Abstract:

The heat of summer just isn't a good excuse to hang up your oven mitts. On the contrary; if you take it outside, baking on the grill opens the door to new opportunities that might otherwise be problematic in the confines of the kitchen. Case in point: A recipe I chanced upon for 100% whole wheat sugar cookies already yields a treat that's impossibly chewy with the right amount of sweet; but add the subtle richness and aroma of apple wood smoke, and you've got a baked good that is made for the grill.

Yeah you heard me right; we're smoking cookies!

Purpose:

Every year come spring, I get bit by the grilling bug, and so I start to look for excuses to cook outdoors. Even foods that are just ok on the stove top or oven are somehow magically elevated to new heights when prepared over flame and/or coals. My Big Steel Keg is a convection grill; meaning that much of the cooking happens because of the flow of heated air over the surface of the eats. If you abstract the heat source with a big hunk of ceramic or metal, you have what barbeque folk call "indirect cooking", which is nothing new; as this is the driving principle behind how your oven works in every setting except broil (which I bet you probably don't use anyway). That being said, your oven is an absolutely terrible vehicle to move smoke into food; that is, unless you wish have your whole abode smelling like bacon for the next couple of months (and maybe you do).



If you're in the majority that don't want your house smelling like "pork-pourri", then this is where your barbeque grill comes in. We know that a grill set up for indirect heat = oven; so assuming you can regulate your temperature, why not treat it like one? One thing I was always reluctant to try on my gas grill (because of the fluctuations in heat) were cookies. Cookies need so little time in the oven that a temperature swing can be the difference between the best cookie, and something that may not even be all that passable. With kamado-style cookers like my keg, insulation and plenty of regulated air flow means that 10 minutes of assured temperature ain't no thang. And as long as I'm baking cookies, why settle for run-of-the-mill?

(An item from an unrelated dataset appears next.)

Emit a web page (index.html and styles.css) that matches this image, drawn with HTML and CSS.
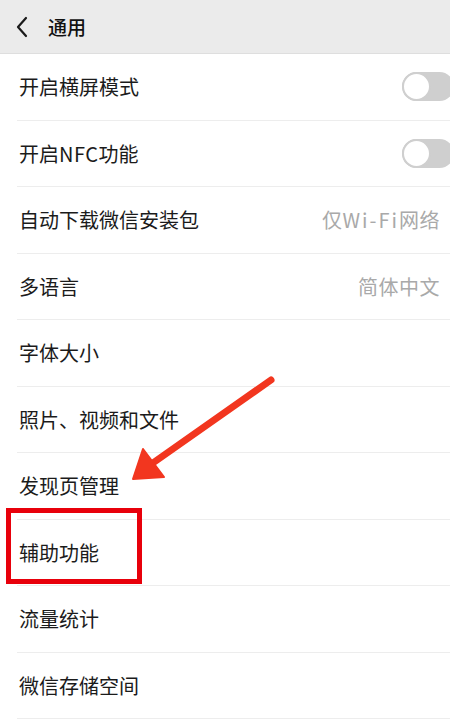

The bag of whole wheat flour I brought back with me from the Stafford County Flour Mills this last spring featured a recipe courtesy of the Kansas Wheat Commission for 100% Whole Wheat Sugar Cookies, and I'd been looking for an excuse to give them a go (what can I say, I have a thing for recipes on the backs of packages). The heartiness of a whole wheat cookie seemed like the perfect excuse to infuse baked goods with the flavor complexity of a fruit wood smoke; so all that was left was to adjust the recipe a bit to accommodate.